=== What you need to do ===
Transcribe the material word for word, but without the images.

=== Supplied data ===
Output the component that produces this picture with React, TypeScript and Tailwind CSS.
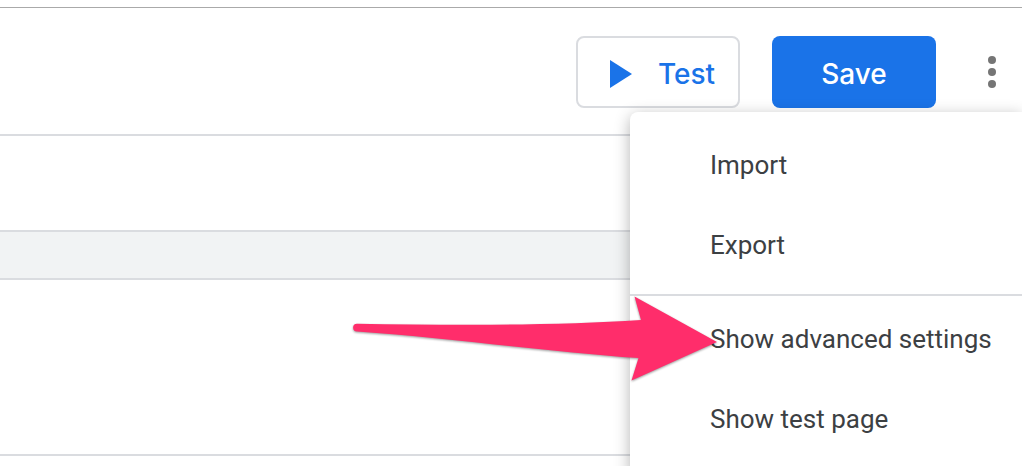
import { useState } from 'react';

const MENU_GROUPS = [
  ['Import', 'Export'],
  ['Show advanced settings', 'Show test page'],
];

function OverflowMenu() {
  return (
    <div
      role="menu"
      className="absolute top-[104px] right-0 z-10 w-[392px] rounded-tl-lg bg-white pb-4 shadow-[0_4px_16px_rgba(0,0,0,0.3)]"
    >
      {MENU_GROUPS.map((items, i) => (
        <div key={items[0]} className={i === 0 ? 'pt-[13px] pb-[9px]' : 'border-t-2 border-[#dadce0] pt-[3px]'}>
          {items.map(item => (
            <button
              key={item}
              type="button"
              role="menuitem"
              className="flex h-20 w-full items-center pl-20 text-left text-[26px] whitespace-nowrap text-[#3c4043] hover:bg-gray-100"
            >
              {item}
            </button>
          ))}
        </div>
      ))}
    </div>
  );
}

function Arrow() {
  return (
    <svg
      className="pointer-events-none absolute top-[290px] right-[302px] z-20"
      width="370"
      height="100"
      viewBox="350 290 370 100"
      aria-hidden="true"
    >
      <path
        className="drop-shadow-[0_1px_1px_rgba(0,0,0,0.4)]"
        fill="#ff2d6b"
        d="M357 323.7C460 325.5 560 325.5 641 320L634.5 296.5L717 342L631.5 380.5L638.5 358C550 352 450 338 357 331.5A3.9 3.9 0 0 1 357 323.7Z"
      />
    </svg>
  );
}

export default function App() {
  const [open, setOpen] = useState(true);

  return (
    <div className="relative min-h-screen overflow-hidden bg-white pt-[7px] font-['Roboto',sans-serif]">
      <header className="relative flex h-[129px] items-start justify-end border-t border-b-2 border-t-[#aaaaaa] border-b-[#dadce0] pt-7 pr-1.5">
        <div className="flex items-center gap-8 font-['Inter',sans-serif] text-[28px] font-medium">
          <button
            type="button"
            className="flex h-[72px] w-[164px] items-center gap-[26px] rounded-lg border-2 border-[#dadce0] pt-1 pl-8 text-[#1a73e8]"
          >
            <svg width="22" height="28" viewBox="0 0 22 28" fill="currentColor" aria-hidden="true">
              <path d="M0 0v28l22-14z" />
            </svg>
            Test
          </button>
          <button type="button" className="h-[72px] w-[164px] rounded-lg bg-[#1a73e8] pt-1 text-white">
            Save
          </button>
        </div>
        <button
          type="button"
          aria-label="More options"
          aria-expanded={open}
          onClick={() => setOpen(!open)}
          className="ml-8 flex h-[72px] w-12 items-center justify-center text-[#757575]"
        >
          <svg width="8" height="32" viewBox="0 0 8 32" fill="currentColor" aria-hidden="true">
            <circle cx="4" cy="4" r="4" />
            <circle cx="4" cy="16" r="4" />
            <circle cx="4" cy="28" r="4" />
          </svg>
        </button>
        {open && <OverflowMenu />}
      </header>

      <main>
        <div className="h-[94px]" />
        <div className="h-[50px] border-y-2 border-[#dadce0] bg-[#f1f3f4]" />
        <div className="h-[176px] border-b-2 border-[#dadce0]" />
      </main>

      <Arrow />
    </div>
  );
}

=== Task result ===
Output the component that produces this picture with React, TypeScript and Tailwind CSS.
import { useState } from 'react';

const MENU_GROUPS = [
  ['Import', 'Export'],
  ['Show advanced settings', 'Show test page'],
];

function OverflowMenu() {
  return (
    <div
      role="menu"
      className="absolute top-[104px] right-0 z-10 w-[392px] rounded-tl-lg bg-white pb-4 shadow-[0_4px_16px_rgba(0,0,0,0.3)]"
    >
      {MENU_GROUPS.map((items, i) => (
        <div key={items[0]} className={i === 0 ? 'pt-[13px] pb-[9px]' : 'border-t-2 border-[#dadce0] pt-[3px]'}>
          {items.map(item => (
            <button
              key={item}
              type="button"
              role="menuitem"
              className="flex h-20 w-full items-center pl-20 text-left text-[26px] whitespace-nowrap text-[#3c4043] hover:bg-gray-100"
            >
              {item}
            </button>
          ))}
        </div>
      ))}
    </div>
  );
}

function Arrow() {
  return (
    <svg
      className="pointer-events-none absolute top-[290px] right-[302px] z-20"
      width="370"
      height="100"
      viewBox="350 290 370 100"
      aria-hidden="true"
    >
      <path
        className="drop-shadow-[0_1px_1px_rgba(0,0,0,0.4)]"
        fill="#ff2d6b"
        d="M357 323.7C460 325.5 560 325.5 641 320L634.5 296.5L717 342L631.5 380.5L638.5 358C550 352 450 338 357 331.5A3.9 3.9 0 0 1 357 323.7Z"
      />
    </svg>
  );
}

export default function App() {
  const [open, setOpen] = useState(true);

  return (
    <div className="relative min-h-screen overflow-hidden bg-white pt-[7px] font-['Roboto',sans-serif]">
      <header className="relative flex h-[129px] items-start justify-end border-t border-b-2 border-t-[#aaaaaa] border-b-[#dadce0] pt-7 pr-1.5">
        <div className="flex items-center gap-8 font-['Inter',sans-serif] text-[28px] font-medium">
          <button
            type="button"
            className="flex h-[72px] w-[164px] items-center gap-[26px] rounded-lg border-2 border-[#dadce0] pt-1 pl-8 text-[#1a73e8]"
          >
            <svg width="22" height="28" viewBox="0 0 22 28" fill="currentColor" aria-hidden="true">
              <path d="M0 0v28l22-14z" />
            </svg>
            Test
          </button>
          <button type="button" className="h-[72px] w-[164px] rounded-lg bg-[#1a73e8] pt-1 text-white">
            Save
          </button>
        </div>
        <button
          type="button"
          aria-label="More options"
          aria-expanded={open}
          onClick={() => setOpen(!open)}
          className="ml-8 flex h-[72px] w-12 items-center justify-center text-[#757575]"
        >
          <svg width="8" height="32" viewBox="0 0 8 32" fill="currentColor" aria-hidden="true">
            <circle cx="4" cy="4" r="4" />
            <circle cx="4" cy="16" r="4" />
            <circle cx="4" cy="28" r="4" />
          </svg>
        </button>
        {open && <OverflowMenu />}
      </header>

      <main>
        <div className="h-[94px]" />
        <div className="h-[50px] border-y-2 border-[#dadce0] bg-[#f1f3f4]" />
        <div className="h-[176px] border-b-2 border-[#dadce0]" />
      </main>

      <Arrow />
    </div>
  );
}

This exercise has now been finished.